### Data provided
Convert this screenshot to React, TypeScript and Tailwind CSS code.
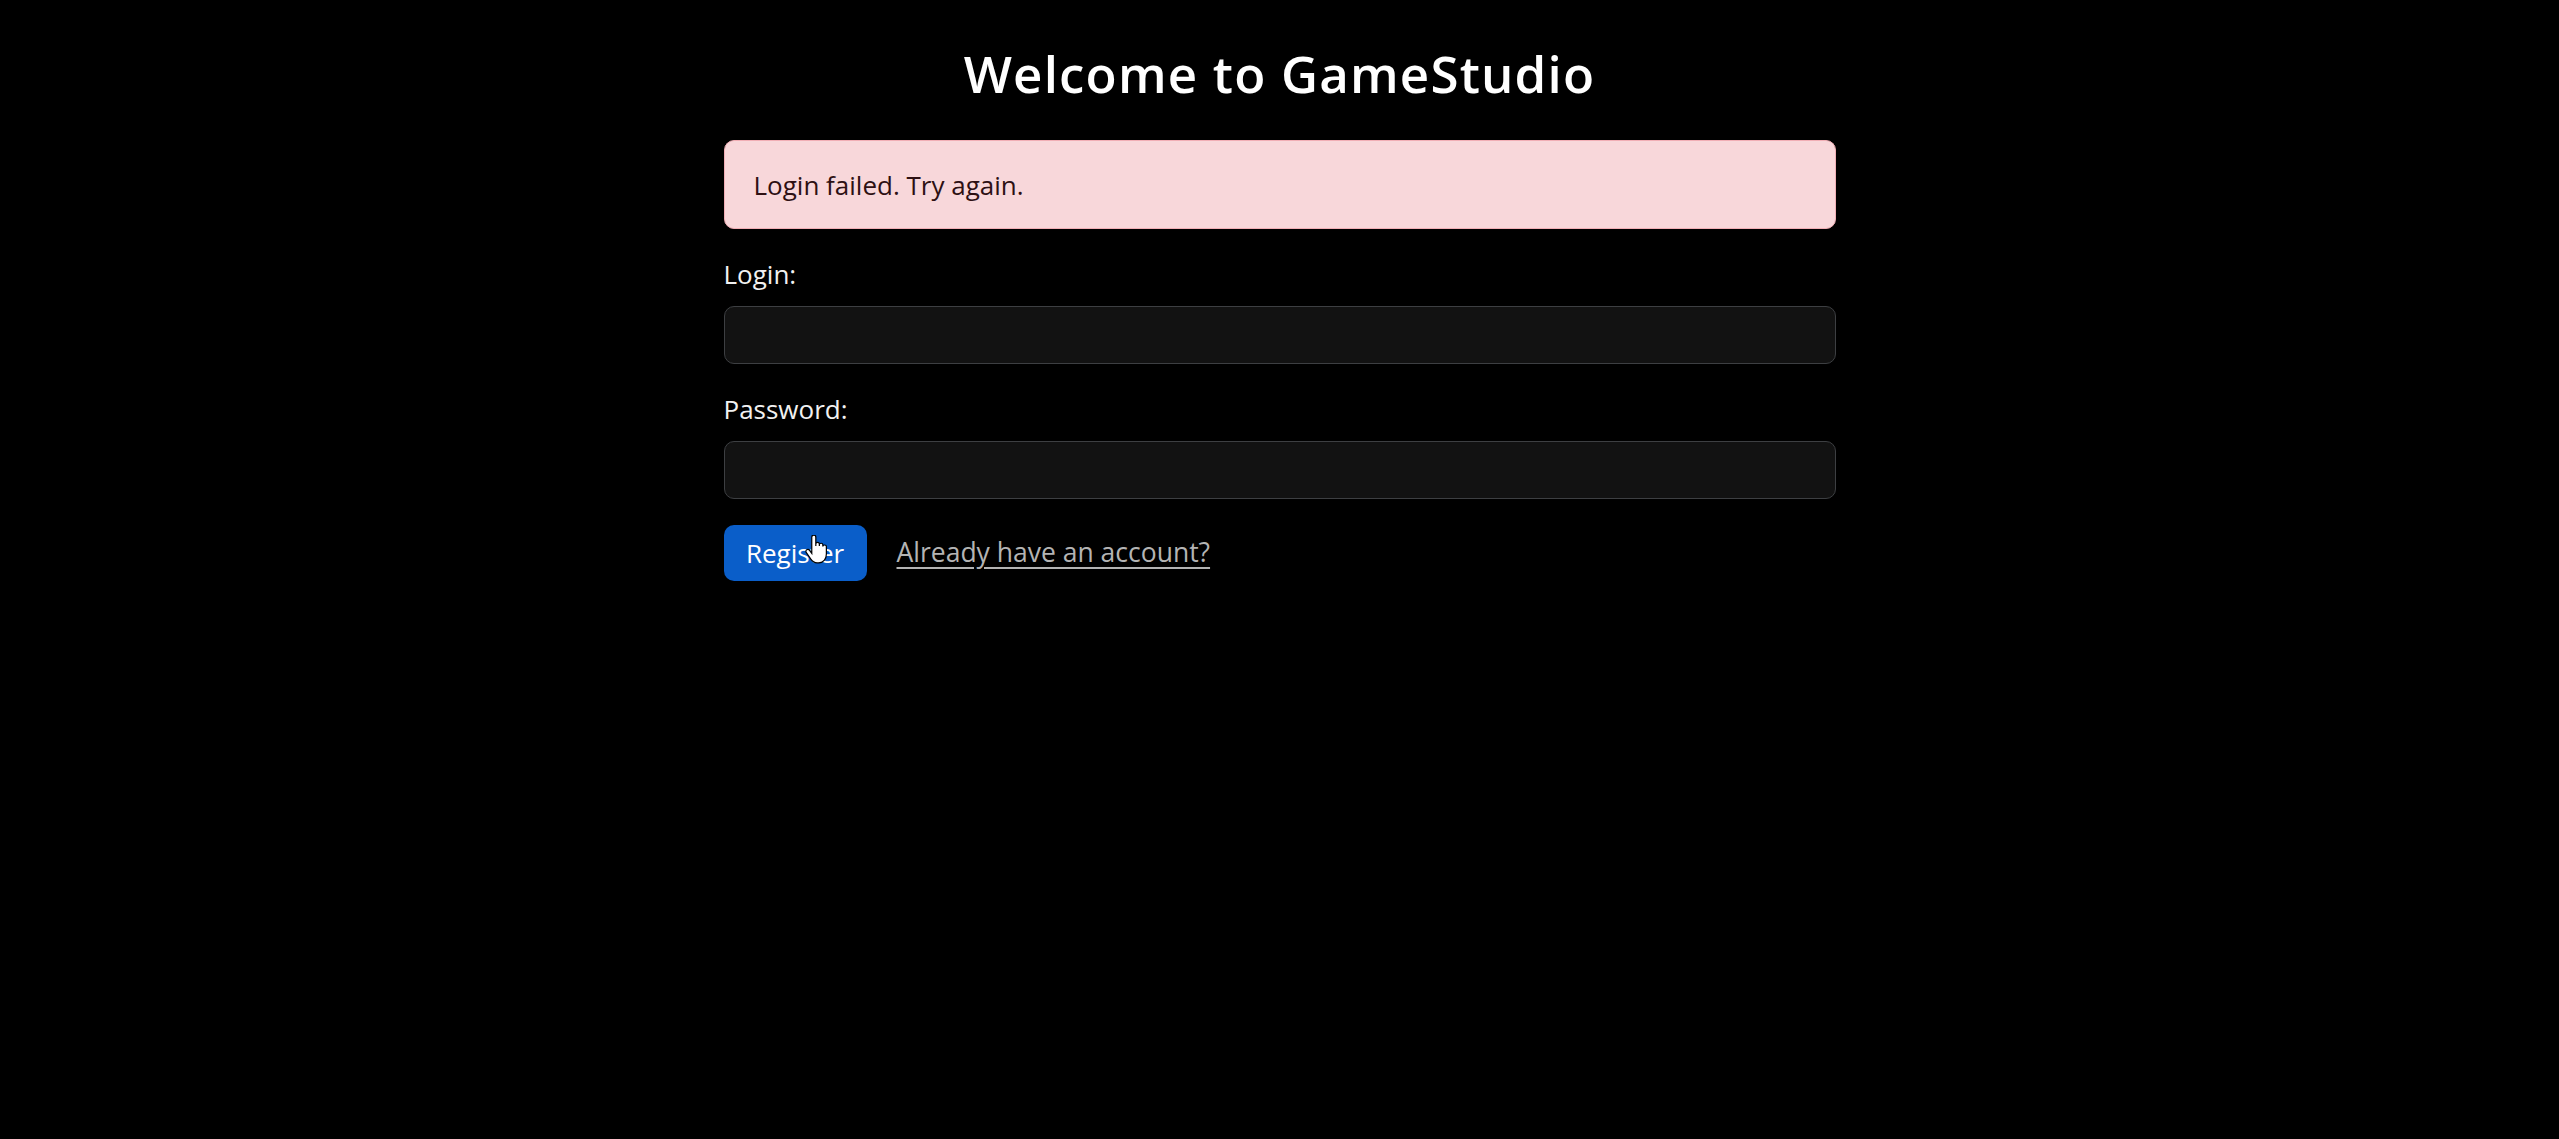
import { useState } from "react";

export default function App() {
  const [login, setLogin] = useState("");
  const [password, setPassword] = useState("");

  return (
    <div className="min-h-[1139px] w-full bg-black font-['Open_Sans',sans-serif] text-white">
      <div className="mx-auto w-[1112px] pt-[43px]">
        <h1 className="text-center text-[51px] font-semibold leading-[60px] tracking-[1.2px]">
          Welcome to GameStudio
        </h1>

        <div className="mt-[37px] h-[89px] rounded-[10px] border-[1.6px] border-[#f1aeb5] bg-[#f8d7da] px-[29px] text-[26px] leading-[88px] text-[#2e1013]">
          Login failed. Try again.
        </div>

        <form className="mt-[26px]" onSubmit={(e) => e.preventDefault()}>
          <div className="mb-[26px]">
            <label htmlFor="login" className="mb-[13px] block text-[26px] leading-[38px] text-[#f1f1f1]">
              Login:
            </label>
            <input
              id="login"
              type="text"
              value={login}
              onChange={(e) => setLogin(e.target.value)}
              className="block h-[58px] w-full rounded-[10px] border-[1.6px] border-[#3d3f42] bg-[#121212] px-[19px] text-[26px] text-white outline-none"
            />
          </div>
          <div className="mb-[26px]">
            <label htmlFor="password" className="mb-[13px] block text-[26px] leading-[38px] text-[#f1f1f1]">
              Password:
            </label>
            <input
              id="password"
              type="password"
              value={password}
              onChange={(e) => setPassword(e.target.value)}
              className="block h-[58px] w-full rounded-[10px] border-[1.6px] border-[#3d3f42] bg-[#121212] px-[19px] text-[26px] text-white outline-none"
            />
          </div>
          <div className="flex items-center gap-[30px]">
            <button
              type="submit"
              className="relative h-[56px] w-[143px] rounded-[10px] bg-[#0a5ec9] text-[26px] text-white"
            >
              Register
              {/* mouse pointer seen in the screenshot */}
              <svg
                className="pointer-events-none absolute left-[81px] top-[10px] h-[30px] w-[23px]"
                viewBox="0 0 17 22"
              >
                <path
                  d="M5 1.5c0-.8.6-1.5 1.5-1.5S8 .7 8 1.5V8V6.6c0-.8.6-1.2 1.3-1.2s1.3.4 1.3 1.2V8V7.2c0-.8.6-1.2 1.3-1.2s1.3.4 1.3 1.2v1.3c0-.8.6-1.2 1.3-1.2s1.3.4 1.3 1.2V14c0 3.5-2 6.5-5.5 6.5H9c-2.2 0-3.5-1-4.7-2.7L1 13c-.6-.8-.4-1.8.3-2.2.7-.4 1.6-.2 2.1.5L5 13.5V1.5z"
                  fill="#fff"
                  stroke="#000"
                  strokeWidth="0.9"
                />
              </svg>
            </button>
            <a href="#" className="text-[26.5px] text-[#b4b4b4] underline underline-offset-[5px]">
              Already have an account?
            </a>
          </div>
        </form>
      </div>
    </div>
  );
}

### Task to complete
Each line of the data is to be duplicated exactly; pictures stay out of the copy.

### Task answer
Convert this screenshot to React, TypeScript and Tailwind CSS code.
import { useState } from "react";

export default function App() {
  const [login, setLogin] = useState("");
  const [password, setPassword] = useState("");

  return (
    <div className="min-h-[1139px] w-full bg-black font-['Open_Sans',sans-serif] text-white">
      <div className="mx-auto w-[1112px] pt-[43px]">
        <h1 className="text-center text-[51px] font-semibold leading-[60px] tracking-[1.2px]">
          Welcome to GameStudio
        </h1>

        <div className="mt-[37px] h-[89px] rounded-[10px] border-[1.6px] border-[#f1aeb5] bg-[#f8d7da] px-[29px] text-[26px] leading-[88px] text-[#2e1013]">
          Login failed. Try again.
        </div>

        <form className="mt-[26px]" onSubmit={(e) => e.preventDefault()}>
          <div className="mb-[26px]">
            <label htmlFor="login" className="mb-[13px] block text-[26px] leading-[38px] text-[#f1f1f1]">
              Login:
            </label>
            <input
              id="login"
              type="text"
              value={login}
              onChange={(e) => setLogin(e.target.value)}
              className="block h-[58px] w-full rounded-[10px] border-[1.6px] border-[#3d3f42] bg-[#121212] px-[19px] text-[26px] text-white outline-none"
            />
          </div>
          <div className="mb-[26px]">
            <label htmlFor="password" className="mb-[13px] block text-[26px] leading-[38px] text-[#f1f1f1]">
              Password:
            </label>
            <input
              id="password"
              type="password"
              value={password}
              onChange={(e) => setPassword(e.target.value)}
              className="block h-[58px] w-full rounded-[10px] border-[1.6px] border-[#3d3f42] bg-[#121212] px-[19px] text-[26px] text-white outline-none"
            />
          </div>
          <div className="flex items-center gap-[30px]">
            <button
              type="submit"
              className="relative h-[56px] w-[143px] rounded-[10px] bg-[#0a5ec9] text-[26px] text-white"
            >
              Register
              {/* mouse pointer seen in the screenshot */}
              <svg
                className="pointer-events-none absolute left-[81px] top-[10px] h-[30px] w-[23px]"
                viewBox="0 0 17 22"
              >
                <path
                  d="M5 1.5c0-.8.6-1.5 1.5-1.5S8 .7 8 1.5V8V6.6c0-.8.6-1.2 1.3-1.2s1.3.4 1.3 1.2V8V7.2c0-.8.6-1.2 1.3-1.2s1.3.4 1.3 1.2v1.3c0-.8.6-1.2 1.3-1.2s1.3.4 1.3 1.2V14c0 3.5-2 6.5-5.5 6.5H9c-2.2 0-3.5-1-4.7-2.7L1 13c-.6-.8-.4-1.8.3-2.2.7-.4 1.6-.2 2.1.5L5 13.5V1.5z"
                  fill="#fff"
                  stroke="#000"
                  strokeWidth="0.9"
                />
              </svg>
            </button>
            <a href="#" className="text-[26.5px] text-[#b4b4b4] underline underline-offset-[5px]">
              Already have an account?
            </a>
          </div>
        </form>
      </div>
    </div>
  );
}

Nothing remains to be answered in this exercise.